Structural extractions ride the functional phase that motivates them; phases are independently landable and revertable.

  1. Phase 0 — prep + golden tests. Router: extract canary.go + rewrite.go with table tests locking today's URL and canary semantics; extract routerConfig from env parsing. Executor: split start.go out of executor.go; collapse the duplicated specialization-timeout block; named gpm actor methods; AdoptExistingResources three-way split; small readability fixes. Pure-churn PRs allowed here only, each ≤ ~200 moved lines.
  2. Phase 1 — executor: function Services + dispatcher (ENABLE_FUNCTION_SERVICES, default off). gp.go four-way split; gp_service.go ensureFunctionService; generation + served labels folded into existing patches; reaper deletes the Service; adoption covers it. dispatch.Dispatcher replaces the multiplexer (ctx-aware dedup + bounded pool — required because ensureCapacity must dedup without an HTTP waiter); Provisioner + apiServer + ensureCapacityHandler; ExecutorType facet split.
  3. Phase 2 — router: informer + shadow mode (ROUTER_ENDPOINTSLICE_CACHE_MODE=shadow).

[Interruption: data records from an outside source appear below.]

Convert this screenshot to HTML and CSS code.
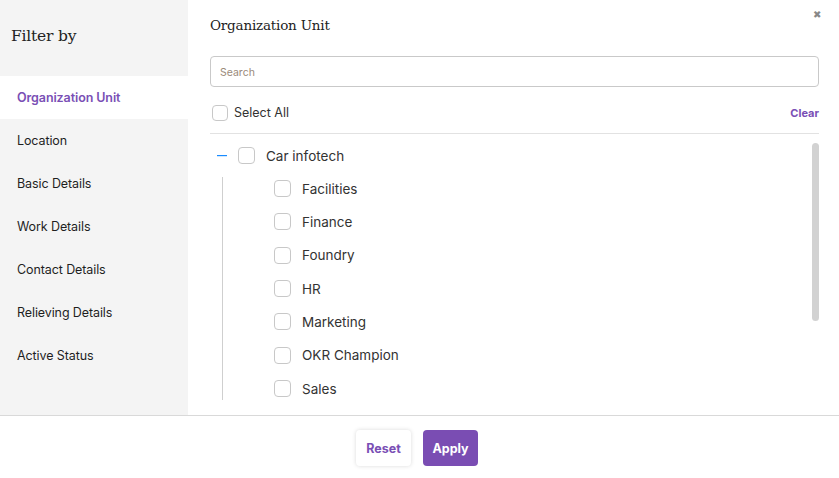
FILE: index.html
```html
<!DOCTYPE html>
<html>
<head>
<meta charset="utf-8">
<link rel="stylesheet" href="styles.css">
</head>
<body>
<div class="app">
  <div class="top">
    <aside class="sidebar">
      <h2 class="side-title">Filter by</h2>
      <ul class="side-list">
        <li class="side-item active">Organization Unit</li>
        <li class="side-item">Location</li>
        <li class="side-item">Basic Details</li>
        <li class="side-item">Work Details</li>
        <li class="side-item">Contact Details</li>
        <li class="side-item">Relieving Details</li>
        <li class="side-item">Active Status</li>
      </ul>
    </aside>
    <main class="main">
      <span class="close">&#x2716;</span>
      <h3 class="main-title">Organization Unit</h3>
      <input class="search" type="text" placeholder="Search">
      <div class="select-row">
        <label class="select-all"><span class="cb cb-sm"></span>Select All</label>
        <span class="clear">Clear</span>
      </div>
      <div class="tree">
        <div class="thumb"></div>
        <div class="node parent">
          <svg class="dash" width="10" height="3" viewBox="0 0 10 3"><rect x="0" y="1" width="10" height="1.2" fill="#1a8cff"/></svg>
          <span class="cb"></span>
          <span class="label">Car infotech</span>
        </div>
        <div class="children">
          <div class="node"><span class="cb"></span><span class="label">Facilities</span></div>
          <div class="node"><span class="cb"></span><span class="label">Finance</span></div>
          <div class="node"><span class="cb"></span><span class="label">Foundry</span></div>
          <div class="node"><span class="cb"></span><span class="label">HR</span></div>
          <div class="node"><span class="cb"></span><span class="label">Marketing</span></div>
          <div class="node"><span class="cb"></span><span class="label">OKR Champion</span></div>
          <div class="node"><span class="cb"></span><span class="label">Sales</span></div>
        </div>
      </div>
    </main>
  </div>
  <footer class="footer">
    <button class="btn btn-reset">Reset</button>
    <button class="btn btn-apply">Apply</button>
  </footer>
</div>
</body>
</html>
```
FILE: styles.css
```css
* { box-sizing: border-box; }
html, body { margin: 0; padding: 0; background: #fff; }
body { font-family: Inter, "Noto Sans", sans-serif; color: #222; }
.app { width: 839px; height: 478px; display: flex; flex-direction: column; overflow: hidden; }
.top { display: flex; height: 415px; }
.sidebar { width: 188px; background: #f4f4f4; flex-shrink: 0; }
.side-title {
  margin: 0; height: 76px; padding: 25px 0 0 11px;
  font-family: "DejaVu Serif", serif; font-weight: normal; font-size: 15.5px;
  line-height: 22px; color: #222; letter-spacing: -0.2px;
}
.side-list { list-style: none; margin: 0; padding: 0; }
.side-item {
  height: 43px; line-height: 43px; padding-left: 17px;
  font-size: 12.5px; color: #1f1f1f; letter-spacing: -0.1px;
}
.side-item.active { background: #fff; color: #7a4fb5; font-weight: 600; }
.main { flex: 1; position: relative; padding: 0 20px 0 22px; }
.close {
  position: absolute; right: 18px; top: 8px; font-size: 10px; color: #888;
}
.main-title {
  margin: 0; padding-top: 15px; height: 56px;
  font-family: "DejaVu Serif", serif; font-weight: normal; font-size: 13.5px;
  line-height: 20px; color: #222; letter-spacing: -0.2px;
}
.search {
  display: block; width: 100%; height: 31px; margin: 0;
  border: 1px solid #c9c9c9; border-radius: 4px; padding: 1px 9px 0;
  font-family: Inter, sans-serif; font-size: 10.5px; outline: none;
}
.search::placeholder { color: #9a8a7a; }
.select-row {
  display: flex; justify-content: space-between; align-items: center;
  margin-top: 10px; margin-bottom: 5px; border-bottom: 1px solid #e2e2e2;
  height: 37px; padding-bottom: 5px;
}
.select-all { display: flex; align-items: center; font-size: 12.5px; color: #333; padding-left: 2px; }
.clear { font-size: 11px; font-weight: 700; color: #7a4fb5; }
.cb {
  display: inline-block; width: 17px; height: 17px; border: 1px solid #c8c8c8;
  border-radius: 4px; background: #fff; flex-shrink: 0;
}
.cb-sm { width: 16px; height: 16px; margin-right: 6px; }
.tree { position: relative; height: 277px; margin-top: -5px; padding-top: 5px; }
.thumb {
  position: absolute; right: 0; top: 9px; width: 7px; height: 178px;
  background: #d2d2d2; border-radius: 4px;
}
.node { display: flex; align-items: center; height: 33.33px; font-size: 13.5px; color: #333; }
.node .cb { margin-right: 11px; }
.parent { padding-left: 7px; height: 33px; }
.dash { display: block; flex-shrink: 0; margin-right: 11px; }
.children { position: relative; margin-left: 12px; padding-left: 52px; }
.children::before {
  content: ""; position: absolute; left: 0; top: 5px; bottom: 5px; width: 1px; background: #cfcfcf;
}
.footer {
  height: 63px; border-top: 1px solid #d9d9d9; display: flex; justify-content: center;
  align-items: center; gap: 12px; padding-right: 5px; padding-top: 2px;
}
.btn {
  width: 55px; height: 36px; border-radius: 4px; border: none;
  font-family: Inter, sans-serif; font-size: 12.5px; font-weight: 700; cursor: pointer;
}
.btn-reset { background: #fff; color: #7a4fb5; box-shadow: 0 0 4px rgba(0,0,0,0.15); }
.btn-apply { background: #7a4db3; color: #fff; }
```
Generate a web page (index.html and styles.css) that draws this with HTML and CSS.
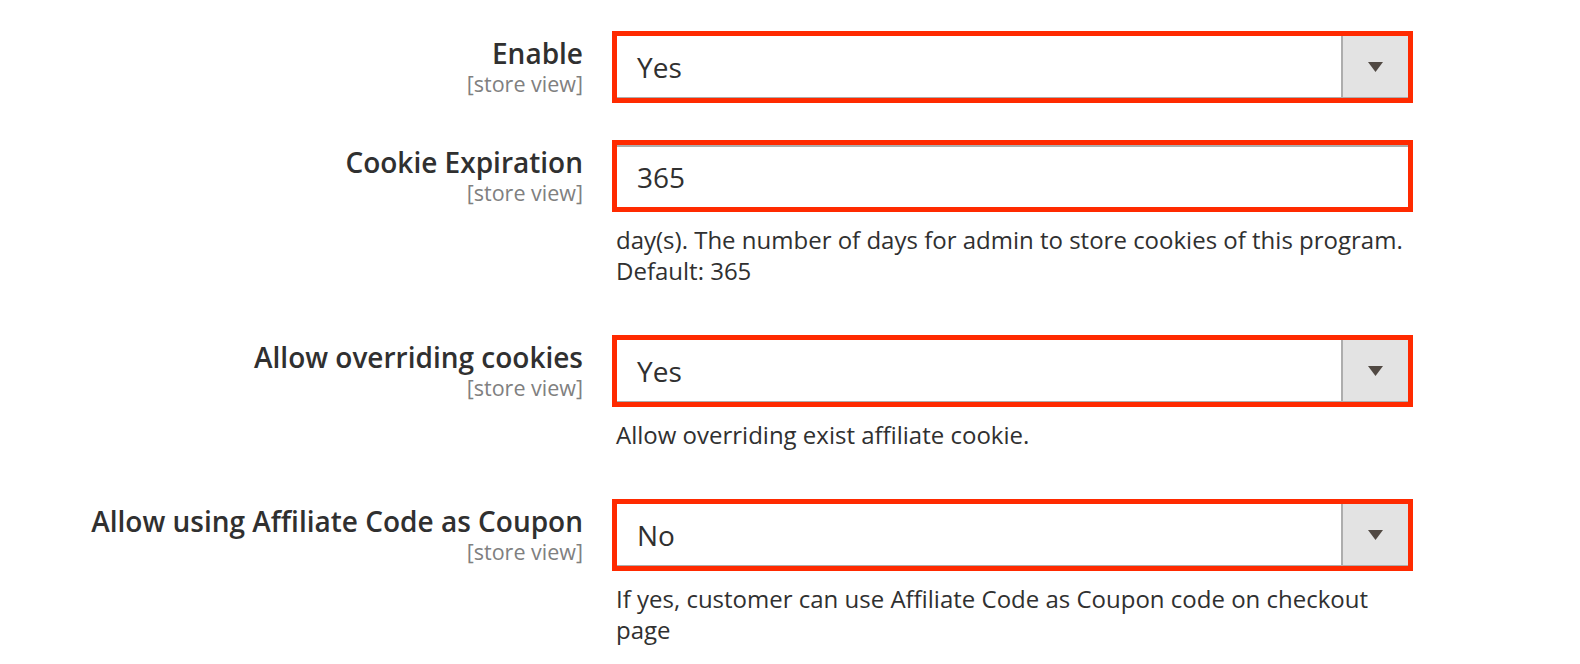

AddressResolver introduced with today's lookup moved verbatim into executorResolver; transport.go/tapper.go/stream.go extracted (behavior-identical — only executorResolver is wired). New pkg/router/endpointcache/ informer + index + shadow comparator emitting the mismatch metric; RBAC delta lands here. Promotion criterion to phase 3: zero shadow mismatches over a kind-ci burn-in, machine-checked against the kind-ci Prometheus.
  4. Phase 3 — warm-path cutover (mode=on, default off). fallbackResolver wired as default; index admission live; strict-mode annotation honored; second Tapper implementation; ensureCapacity consumed; drain-aware reaping; newdeploy slice-driven invalidation + scale-from-zero detection; UnTap dropped for router-admitted traffic.
  5. Phase 4 — defaults on + deletion (pulled forward into the same release on verification evidence). Flip executor.functionServices.enabled=true and mode=on; endpointLB ships default-off; one CI leg pins mode=off so the legacy path stays tested; delete now-dead code — as shipped, only the shadow comparator: the PoolCache admission arms and functionServiceMap survive because mode=off, strict-mode functions, and cold starts still drive them (see the deviation note in 0002-implementation-plan.md) — earlier phases only add or move.

Verification

Condensed; the full plan with file-level test inventories, acceptance thresholds, and the risk register lives in rfc/0002-implementation-plan.md.

  • Unit (-race, table-driven, fake clientsets): endpoint index under event storms with concurrent readers; shadow comparator classification; ensureFunctionService idempotency; Dispatcher cancellation/bounding/dedup; retry-transport matrix against a fake AddressResolver; fallbackResolver decision table; phase-0 golden tests for rewrite/canary.
  • Integration (test/integration/, gates on in kind-ci): poolmgr invoke → Service + ready EndpointSlice; warm-hit metric increments; newdeploy slice empty→ready→empty across scale-to-zero and idle; reap deletes Service + slice; existing canary/streaming/MCP/internal-listener suites as regression guard; serial suite: warm invoke succeeds with the executor scaled to zero (the headline), Services adopted across executor restart, mixed-gate upgrade-order safety.
  • Performance: cold-start microbenchmark (30 sequential cold starts, p95 regression <10% vs mode=off, specialization wall time unchanged); k6 burst-load warm p99 ≥20% lower with hit ratio ≥99%; pprof artifact comparison (router goroutines flat, executor dispatch samples down).
  • CI: three k8s versions (1.32/1.34/1.36) with gates on, one leg pinned mode=off; shadow-mismatch == 0 as a machine-checked promotion step.

Open questions

  • Should the per-function Service also be created for poolmgr functions that have never been invoked (e.g. at Function-create time by the reconciler), trading a small steady-state object count for slightly earlier slice availability? Current answer: no — create on first invoke, reap on idle, keep the object count proportional to the working set.
  • Drain grace default: max(function timeout, 30 s) is proposed; functions with very long FunctionTimeout values could pin pods for that long after idle. Cap it (e.g. 5 min) or honor the full timeout?
  • Should endpointLB (phase 4, default off) filter on endpoint.conditions.serving to include terminating-but-serving endpoints during rollouts, or strictly ready? Strictly ready proposed until measured.